One of the things the childfree know is how friendships so often change when their friends have children. Friendships can be challenged, can wane, even end. But they don’t have to; they can still go the distance.
As I have written in a previous post, it takes commitment to the friendship, and finding ways to keep the connection when lifestyles become different. I have close, life-long girlfriends who are moms, and can say that children and parenthood do not have to get in the way of keeping a friendship dear and strong.
Then there are childfree friendships. I recently spent a weekend away with other close girlfriends I have known a long time who are all childfree. Like my girlfriends who have children, I give thanks for their friendship in so many ways.
But with childfree girlfriends, one of the biggest things I give thanks for is mutual understanding — totally getting each other on not wanting the motherhood thing is huge.
Childfree friends can really be there to listen and be of support when talking about others who don’t understand the choice, who are pressuring them, judging them, etc. They are there to laugh with understanding too. Take one childfree friend of mine who recently went to a school reunion. She was asked,
“Are you married?”
“No. My ‘partner’ and I….” (she has been living with a man for over 10 years).
Awkward moment of silence and look of puzzlement.
“Kids?”
“No..childless by choice.”
Now, a real look of puzzlement.
In a word, childfree friends truly get these kinds of awkward moments!
When childfree friends get together, we obviously don’t have our own children to talk about. What do we talk about? Everything else! We talk about our lives, loved ones, our dreams, our challenges. And these days, at least with some of my childfree friends, we are starting to talk more about caring for our aging parents.

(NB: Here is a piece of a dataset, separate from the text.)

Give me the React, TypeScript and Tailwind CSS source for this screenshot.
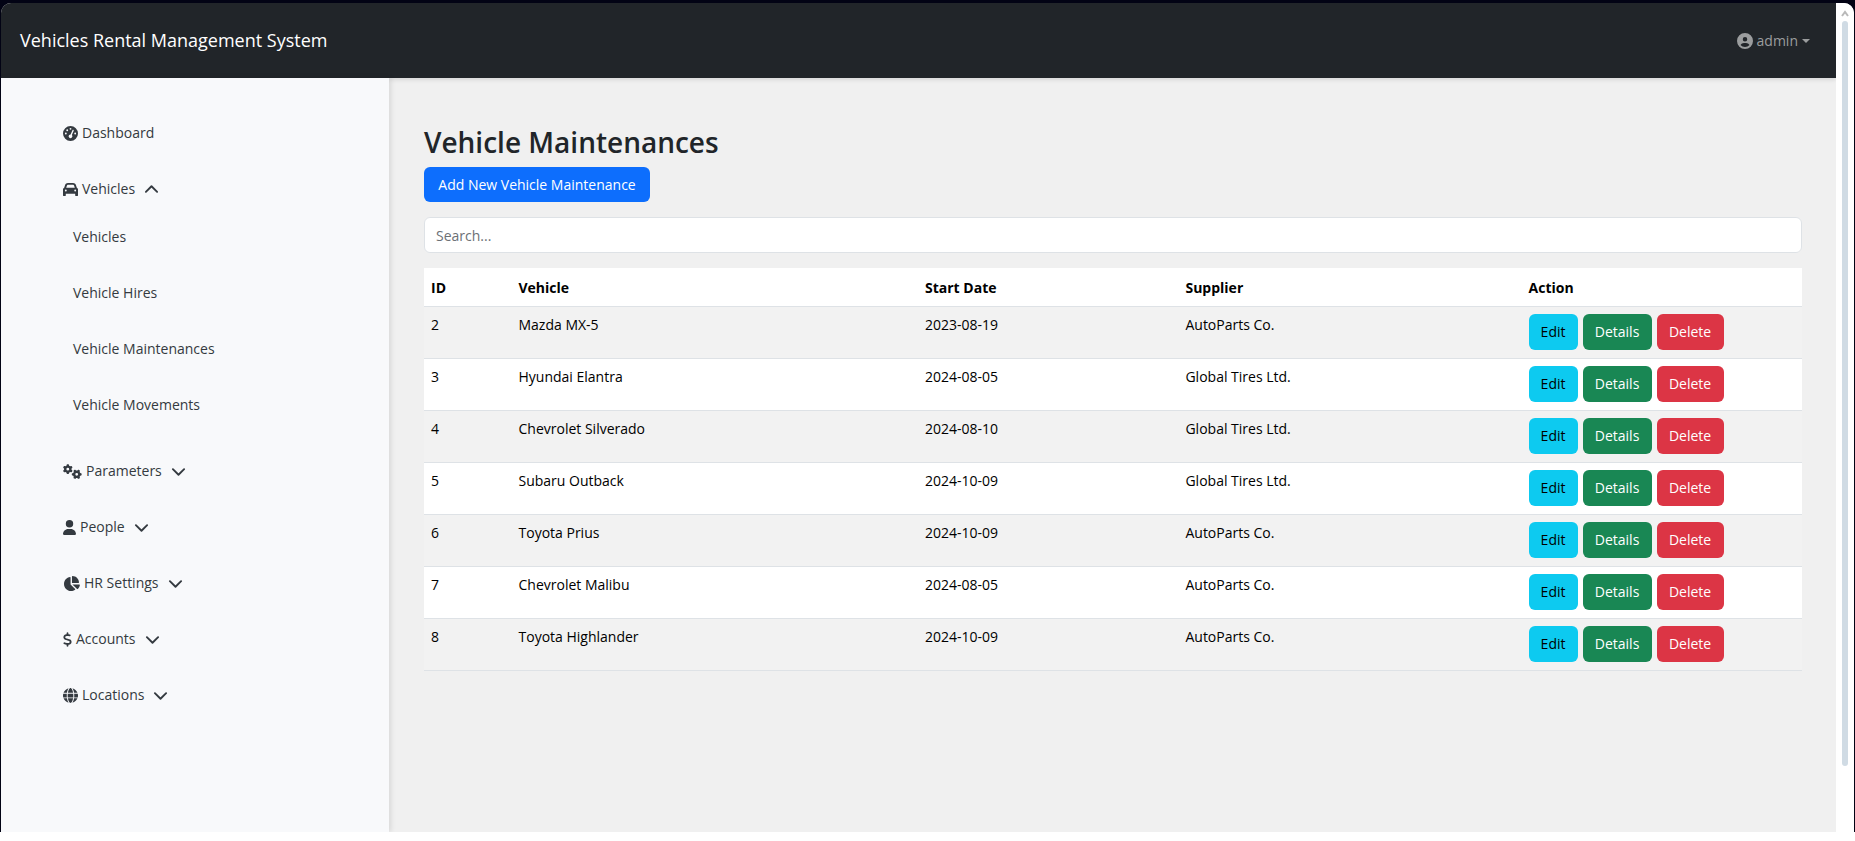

I have at least two childfree friends who are very involved in the care of their aging parents,and suffice it to say, if they had children it would be much more difficult, if not impossible to give them the kind of time they are able to without the additional role of parent.
I give deep thanks for my “sister” girlfriends in my life. They are treasures, and irreplaceable. For those with whom I have the bond that includes having made the same big life choice decision that goes against a big norm, it is a special bond indeed.

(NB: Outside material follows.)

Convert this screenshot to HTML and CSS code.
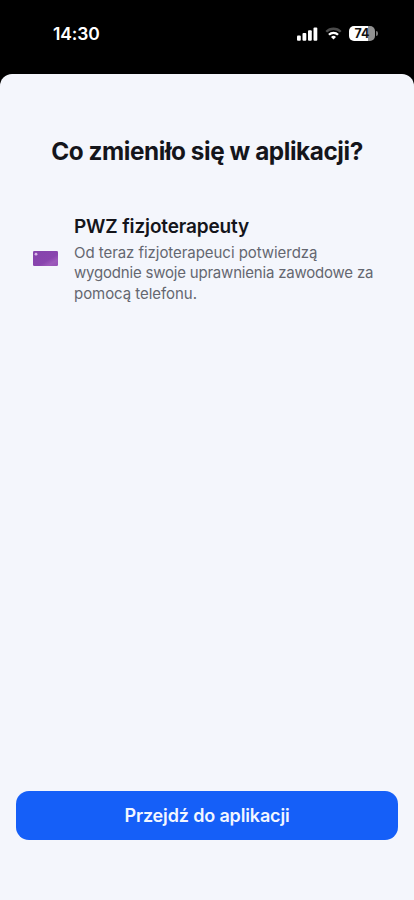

What do you give thanks for the most with your childfree friends?
I don’t have any childfree friends. I wish I did.
I joined a childfree meetup group over a year ago to make childfree friends but no luck yet.
Kara, You can’t imagine how many emails I get from women who don’t have trouble finding childfree friends. In my interviews with childfree couples for Families of Two, many had the same lament.. I know of some childfree who have joined childfree meetups and I hear luck varies…in some cities people have great luck, others, no. Others have found them through getting involved with organizations or the like that relate to their passionate hobbies. Childfree online communities like tcfl and we kid you not are also places where childfree have been able to find people in their area!
Thanks Laura!! In addition to your suggestions, I am thinking of trying http://www.girlfriendcircles.com (like online dating but for women looking for friends). I asked them if they use being parent or being childfree in their criteria for matching women into “girlfriend circles” and they said no, but I could post a message on the message board looking for other childfree women in my area.
I’d suggest to them that they add childfree to their criteria! Please come back and tell us about your experience with this site!~L
I am quite blessed that one of my best friends is childfree and a couple of others are fencesitters. As so many people in my life are starting to have kids or already have them, that “mutual understanding” network is very important to me. I think a lot of people can still be very close with their married friends, but once kids come into the picture, it’s just too difficult for many of them. Just MHO.